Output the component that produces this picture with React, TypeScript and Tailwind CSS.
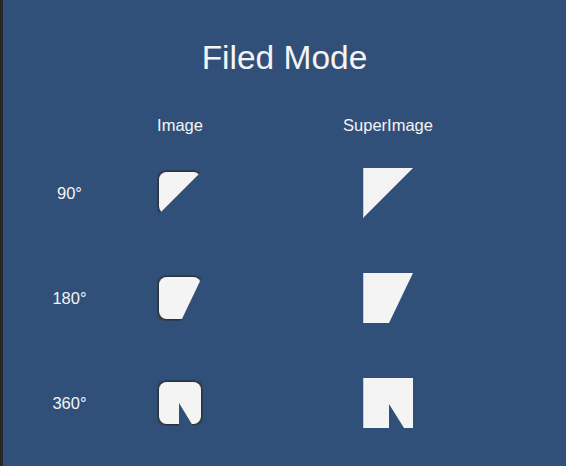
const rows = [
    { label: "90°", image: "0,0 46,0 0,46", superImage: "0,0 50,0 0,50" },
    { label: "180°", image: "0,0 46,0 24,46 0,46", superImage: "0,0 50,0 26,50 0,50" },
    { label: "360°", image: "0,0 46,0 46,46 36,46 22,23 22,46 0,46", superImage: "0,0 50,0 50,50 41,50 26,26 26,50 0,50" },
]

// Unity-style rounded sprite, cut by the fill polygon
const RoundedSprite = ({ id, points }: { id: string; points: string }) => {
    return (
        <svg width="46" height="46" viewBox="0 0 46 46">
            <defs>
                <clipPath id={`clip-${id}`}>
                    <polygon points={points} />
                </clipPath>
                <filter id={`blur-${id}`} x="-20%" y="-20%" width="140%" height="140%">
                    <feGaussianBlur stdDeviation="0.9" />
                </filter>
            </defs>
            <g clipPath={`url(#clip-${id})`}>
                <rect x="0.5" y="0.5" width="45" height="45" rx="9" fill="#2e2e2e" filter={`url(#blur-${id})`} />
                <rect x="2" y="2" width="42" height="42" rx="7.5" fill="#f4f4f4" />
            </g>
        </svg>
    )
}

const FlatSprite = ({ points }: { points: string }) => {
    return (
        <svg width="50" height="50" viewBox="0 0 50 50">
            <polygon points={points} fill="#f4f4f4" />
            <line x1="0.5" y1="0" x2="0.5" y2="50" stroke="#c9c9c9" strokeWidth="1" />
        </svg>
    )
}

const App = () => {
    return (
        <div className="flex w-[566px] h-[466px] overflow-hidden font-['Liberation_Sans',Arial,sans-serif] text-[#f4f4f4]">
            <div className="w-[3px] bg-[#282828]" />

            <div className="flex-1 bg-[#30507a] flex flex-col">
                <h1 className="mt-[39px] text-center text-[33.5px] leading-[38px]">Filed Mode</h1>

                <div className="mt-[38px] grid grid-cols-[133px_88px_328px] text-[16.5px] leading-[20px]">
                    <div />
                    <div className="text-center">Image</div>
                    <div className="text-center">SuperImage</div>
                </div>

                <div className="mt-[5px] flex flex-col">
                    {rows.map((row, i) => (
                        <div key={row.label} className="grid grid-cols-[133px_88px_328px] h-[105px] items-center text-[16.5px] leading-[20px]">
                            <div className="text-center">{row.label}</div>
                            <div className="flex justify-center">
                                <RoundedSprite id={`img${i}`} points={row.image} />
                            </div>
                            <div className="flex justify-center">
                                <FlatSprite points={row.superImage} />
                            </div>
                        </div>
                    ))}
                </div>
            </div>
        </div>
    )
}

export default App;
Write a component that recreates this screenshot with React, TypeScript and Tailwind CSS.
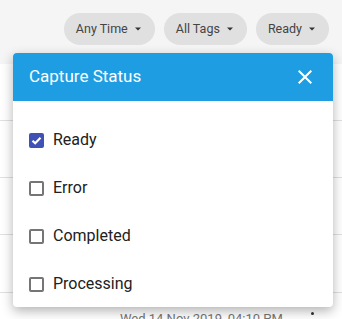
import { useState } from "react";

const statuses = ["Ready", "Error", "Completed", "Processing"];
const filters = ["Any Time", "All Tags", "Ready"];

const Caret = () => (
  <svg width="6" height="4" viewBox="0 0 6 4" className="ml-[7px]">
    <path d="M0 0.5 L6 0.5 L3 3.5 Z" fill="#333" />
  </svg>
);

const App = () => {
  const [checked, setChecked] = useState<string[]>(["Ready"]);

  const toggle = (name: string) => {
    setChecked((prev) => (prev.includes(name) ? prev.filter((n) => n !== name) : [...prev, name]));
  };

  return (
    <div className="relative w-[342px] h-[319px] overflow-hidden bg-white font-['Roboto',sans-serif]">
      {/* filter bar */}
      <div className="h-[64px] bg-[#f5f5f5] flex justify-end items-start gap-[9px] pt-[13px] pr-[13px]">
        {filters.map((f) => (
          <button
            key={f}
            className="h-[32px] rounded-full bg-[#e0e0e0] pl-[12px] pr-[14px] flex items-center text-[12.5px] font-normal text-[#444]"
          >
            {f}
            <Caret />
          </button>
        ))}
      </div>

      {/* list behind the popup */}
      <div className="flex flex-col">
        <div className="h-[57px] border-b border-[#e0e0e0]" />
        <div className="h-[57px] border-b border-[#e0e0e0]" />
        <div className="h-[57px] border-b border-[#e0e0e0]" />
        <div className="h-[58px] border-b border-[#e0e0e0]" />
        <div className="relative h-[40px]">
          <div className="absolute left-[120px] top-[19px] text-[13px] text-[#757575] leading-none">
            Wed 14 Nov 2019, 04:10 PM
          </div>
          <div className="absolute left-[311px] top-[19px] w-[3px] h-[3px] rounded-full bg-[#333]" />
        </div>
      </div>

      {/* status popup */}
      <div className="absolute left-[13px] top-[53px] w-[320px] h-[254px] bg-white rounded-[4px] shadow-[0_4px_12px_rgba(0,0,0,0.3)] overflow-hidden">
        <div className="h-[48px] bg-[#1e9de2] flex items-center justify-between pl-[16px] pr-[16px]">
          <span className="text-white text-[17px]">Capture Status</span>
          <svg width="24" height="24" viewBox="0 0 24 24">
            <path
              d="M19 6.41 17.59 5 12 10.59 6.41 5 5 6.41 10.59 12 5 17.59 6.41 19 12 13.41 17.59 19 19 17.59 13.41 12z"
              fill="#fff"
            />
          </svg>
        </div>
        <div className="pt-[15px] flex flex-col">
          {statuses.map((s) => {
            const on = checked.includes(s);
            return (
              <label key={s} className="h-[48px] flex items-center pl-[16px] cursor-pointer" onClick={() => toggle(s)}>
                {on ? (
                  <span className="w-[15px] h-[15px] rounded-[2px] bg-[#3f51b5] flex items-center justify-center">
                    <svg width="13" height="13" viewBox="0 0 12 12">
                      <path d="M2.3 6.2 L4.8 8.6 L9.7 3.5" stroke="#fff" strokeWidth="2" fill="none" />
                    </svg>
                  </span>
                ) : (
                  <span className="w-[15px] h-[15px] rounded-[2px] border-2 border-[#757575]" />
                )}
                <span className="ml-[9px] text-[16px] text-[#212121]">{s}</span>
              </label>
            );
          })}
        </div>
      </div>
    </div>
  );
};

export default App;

Stated task: Omit every picture while copying the listing above exactly.

Task result:
Output the component that produces this picture with React, TypeScript and Tailwind CSS.
const rows = [
    { label: "90°", image: "0,0 46,0 0,46", superImage: "0,0 50,0 0,50" },
    { label: "180°", image: "0,0 46,0 24,46 0,46", superImage: "0,0 50,0 26,50 0,50" },
    { label: "360°", image: "0,0 46,0 46,46 36,46 22,23 22,46 0,46", superImage: "0,0 50,0 50,50 41,50 26,26 26,50 0,50" },
]

// Unity-style rounded sprite, cut by the fill polygon
const RoundedSprite = ({ id, points }: { id: string; points: string }) => {
    return (
        <svg width="46" height="46" viewBox="0 0 46 46">
            <defs>
                <clipPath id={`clip-${id}`}>
                    <polygon points={points} />
                </clipPath>
                <filter id={`blur-${id}`} x="-20%" y="-20%" width="140%" height="140%">
                    <feGaussianBlur stdDeviation="0.9" />
                </filter>
            </defs>
            <g clipPath={`url(#clip-${id})`}>
                <rect x="0.5" y="0.5" width="45" height="45" rx="9" fill="#2e2e2e" filter={`url(#blur-${id})`} />
                <rect x="2" y="2" width="42" height="42" rx="7.5" fill="#f4f4f4" />
            </g>
        </svg>
    )
}

const FlatSprite = ({ points }: { points: string }) => {
    return (
        <svg width="50" height="50" viewBox="0 0 50 50">
            <polygon points={points} fill="#f4f4f4" />
            <line x1="0.5" y1="0" x2="0.5" y2="50" stroke="#c9c9c9" strokeWidth="1" />
        </svg>
    )
}

const App = () => {
    return (
        <div className="flex w-[566px] h-[466px] overflow-hidden font-['Liberation_Sans',Arial,sans-serif] text-[#f4f4f4]">
            <div className="w-[3px] bg-[#282828]" />

            <div className="flex-1 bg-[#30507a] flex flex-col">
                <h1 className="mt-[39px] text-center text-[33.5px] leading-[38px]">Filed Mode</h1>

                <div className="mt-[38px] grid grid-cols-[133px_88px_328px] text-[16.5px] leading-[20px]">
                    <div />
                    <div className="text-center">Image</div>
                    <div className="text-center">SuperImage</div>
                </div>

                <div className="mt-[5px] flex flex-col">
                    {rows.map((row, i) => (
                        <div key={row.label} className="grid grid-cols-[133px_88px_328px] h-[105px] items-center text-[16.5px] leading-[20px]">
                            <div className="text-center">{row.label}</div>
                            <div className="flex justify-center">
                                <RoundedSprite id={`img${i}`} points={row.image} />
                            </div>
                            <div className="flex justify-center">
                                <FlatSprite points={row.superImage} />
                            </div>
                        </div>
                    ))}
                </div>
            </div>
        </div>
    )
}

export default App;
Write a component that recreates this screenshot with React, TypeScript and Tailwind CSS.
import { useState } from "react";

const statuses = ["Ready", "Error", "Completed", "Processing"];
const filters = ["Any Time", "All Tags", "Ready"];

const Caret = () => (
  <svg width="6" height="4" viewBox="0 0 6 4" className="ml-[7px]">
    <path d="M0 0.5 L6 0.5 L3 3.5 Z" fill="#333" />
  </svg>
);

const App = () => {
  const [checked, setChecked] = useState<string[]>(["Ready"]);

  const toggle = (name: string) => {
    setChecked((prev) => (prev.includes(name) ? prev.filter((n) => n !== name) : [...prev, name]));
  };

  return (
    <div className="relative w-[342px] h-[319px] overflow-hidden bg-white font-['Roboto',sans-serif]">
      {/* filter bar */}
      <div className="h-[64px] bg-[#f5f5f5] flex justify-end items-start gap-[9px] pt-[13px] pr-[13px]">
        {filters.map((f) => (
          <button
            key={f}
            className="h-[32px] rounded-full bg-[#e0e0e0] pl-[12px] pr-[14px] flex items-center text-[12.5px] font-normal text-[#444]"
          >
            {f}
            <Caret />
          </button>
        ))}
      </div>

      {/* list behind the popup */}
      <div className="flex flex-col">
        <div className="h-[57px] border-b border-[#e0e0e0]" />
        <div className="h-[57px] border-b border-[#e0e0e0]" />
        <div className="h-[57px] border-b border-[#e0e0e0]" />
        <div className="h-[58px] border-b border-[#e0e0e0]" />
        <div className="relative h-[40px]">
          <div className="absolute left-[120px] top-[19px] text-[13px] text-[#757575] leading-none">
            Wed 14 Nov 2019, 04:10 PM
          </div>
          <div className="absolute left-[311px] top-[19px] w-[3px] h-[3px] rounded-full bg-[#333]" />
        </div>
      </div>

      {/* status popup */}
      <div className="absolute left-[13px] top-[53px] w-[320px] h-[254px] bg-white rounded-[4px] shadow-[0_4px_12px_rgba(0,0,0,0.3)] overflow-hidden">
        <div className="h-[48px] bg-[#1e9de2] flex items-center justify-between pl-[16px] pr-[16px]">
          <span className="text-white text-[17px]">Capture Status</span>
          <svg width="24" height="24" viewBox="0 0 24 24">
            <path
              d="M19 6.41 17.59 5 12 10.59 6.41 5 5 6.41 10.59 12 5 17.59 6.41 19 12 13.41 17.59 19 19 17.59 13.41 12z"
              fill="#fff"
            />
          </svg>
        </div>
        <div className="pt-[15px] flex flex-col">
          {statuses.map((s) => {
            const on = checked.includes(s);
            return (
              <label key={s} className="h-[48px] flex items-center pl-[16px] cursor-pointer" onClick={() => toggle(s)}>
                {on ? (
                  <span className="w-[15px] h-[15px] rounded-[2px] bg-[#3f51b5] flex items-center justify-center">
                    <svg width="13" height="13" viewBox="0 0 12 12">
                      <path d="M2.3 6.2 L4.8 8.6 L9.7 3.5" stroke="#fff" strokeWidth="2" fill="none" />
                    </svg>
                  </span>
                ) : (
                  <span className="w-[15px] h-[15px] rounded-[2px] border-2 border-[#757575]" />
                )}
                <span className="ml-[9px] text-[16px] text-[#212121]">{s}</span>
              </label>
            );
          })}
        </div>
      </div>
    </div>
  );
};

export default App;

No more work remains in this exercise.